### DATA SEGMENT
────────────────────────────────────────

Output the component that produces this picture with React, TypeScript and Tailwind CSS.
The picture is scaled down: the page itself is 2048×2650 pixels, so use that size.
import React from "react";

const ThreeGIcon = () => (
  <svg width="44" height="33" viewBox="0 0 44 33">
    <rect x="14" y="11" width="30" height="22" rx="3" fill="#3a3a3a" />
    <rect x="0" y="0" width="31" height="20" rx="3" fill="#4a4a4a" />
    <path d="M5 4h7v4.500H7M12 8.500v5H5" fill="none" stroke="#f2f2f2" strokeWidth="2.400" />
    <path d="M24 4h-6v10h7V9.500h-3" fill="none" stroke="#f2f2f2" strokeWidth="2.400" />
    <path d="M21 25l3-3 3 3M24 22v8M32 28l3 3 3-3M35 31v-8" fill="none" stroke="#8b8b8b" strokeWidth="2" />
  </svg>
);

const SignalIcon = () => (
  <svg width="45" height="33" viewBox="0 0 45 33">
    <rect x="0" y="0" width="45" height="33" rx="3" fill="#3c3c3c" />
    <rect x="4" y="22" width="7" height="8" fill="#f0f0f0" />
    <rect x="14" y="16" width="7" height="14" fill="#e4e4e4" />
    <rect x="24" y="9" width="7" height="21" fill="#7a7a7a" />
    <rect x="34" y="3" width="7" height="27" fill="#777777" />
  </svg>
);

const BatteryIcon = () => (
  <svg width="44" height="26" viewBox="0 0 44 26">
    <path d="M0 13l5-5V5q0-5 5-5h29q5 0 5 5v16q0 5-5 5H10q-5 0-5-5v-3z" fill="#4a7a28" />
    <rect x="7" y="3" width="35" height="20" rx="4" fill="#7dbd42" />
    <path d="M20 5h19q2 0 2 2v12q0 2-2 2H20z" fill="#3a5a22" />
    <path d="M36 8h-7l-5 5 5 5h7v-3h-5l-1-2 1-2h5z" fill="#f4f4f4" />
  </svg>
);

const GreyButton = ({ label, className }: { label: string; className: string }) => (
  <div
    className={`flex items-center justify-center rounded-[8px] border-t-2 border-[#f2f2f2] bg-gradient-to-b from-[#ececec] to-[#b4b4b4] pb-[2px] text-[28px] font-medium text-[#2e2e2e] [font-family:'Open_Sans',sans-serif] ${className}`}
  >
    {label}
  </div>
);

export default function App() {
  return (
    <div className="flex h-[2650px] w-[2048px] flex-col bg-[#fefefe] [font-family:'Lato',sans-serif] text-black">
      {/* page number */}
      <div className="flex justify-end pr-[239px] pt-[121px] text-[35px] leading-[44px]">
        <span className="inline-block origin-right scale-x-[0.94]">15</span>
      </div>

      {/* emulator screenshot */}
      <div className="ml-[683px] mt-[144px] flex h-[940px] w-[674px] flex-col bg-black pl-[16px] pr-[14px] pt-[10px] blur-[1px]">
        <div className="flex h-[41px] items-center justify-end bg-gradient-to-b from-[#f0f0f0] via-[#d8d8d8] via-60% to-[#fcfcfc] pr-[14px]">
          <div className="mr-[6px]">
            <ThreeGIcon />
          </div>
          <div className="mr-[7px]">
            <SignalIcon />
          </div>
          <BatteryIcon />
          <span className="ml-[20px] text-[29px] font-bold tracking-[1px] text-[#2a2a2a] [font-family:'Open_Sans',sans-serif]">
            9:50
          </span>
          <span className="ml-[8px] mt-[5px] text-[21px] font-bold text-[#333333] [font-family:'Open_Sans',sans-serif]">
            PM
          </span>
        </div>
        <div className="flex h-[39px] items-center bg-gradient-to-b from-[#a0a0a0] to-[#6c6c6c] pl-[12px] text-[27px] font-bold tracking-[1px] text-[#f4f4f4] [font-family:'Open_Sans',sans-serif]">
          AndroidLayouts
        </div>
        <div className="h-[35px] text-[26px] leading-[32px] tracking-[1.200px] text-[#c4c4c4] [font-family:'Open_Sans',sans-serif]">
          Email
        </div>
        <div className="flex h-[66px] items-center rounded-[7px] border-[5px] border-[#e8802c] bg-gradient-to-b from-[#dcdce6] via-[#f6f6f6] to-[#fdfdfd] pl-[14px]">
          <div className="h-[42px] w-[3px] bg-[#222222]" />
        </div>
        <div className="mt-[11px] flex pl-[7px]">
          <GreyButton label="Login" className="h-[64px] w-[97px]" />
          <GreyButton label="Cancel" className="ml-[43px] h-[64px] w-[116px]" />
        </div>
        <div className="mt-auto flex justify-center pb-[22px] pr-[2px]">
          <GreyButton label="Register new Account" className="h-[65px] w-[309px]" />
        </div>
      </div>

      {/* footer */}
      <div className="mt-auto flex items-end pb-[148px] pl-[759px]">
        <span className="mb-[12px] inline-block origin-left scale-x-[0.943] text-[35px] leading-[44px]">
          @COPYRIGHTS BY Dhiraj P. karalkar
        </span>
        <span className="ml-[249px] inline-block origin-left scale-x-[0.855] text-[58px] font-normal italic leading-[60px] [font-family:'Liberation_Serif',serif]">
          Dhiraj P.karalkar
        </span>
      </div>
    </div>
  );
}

────────────────────────────────────────

### WHAT IS NEEDED
Go through the listing above and work out how many lines contain the string "page". Reply with the number alone.

### RESULT
2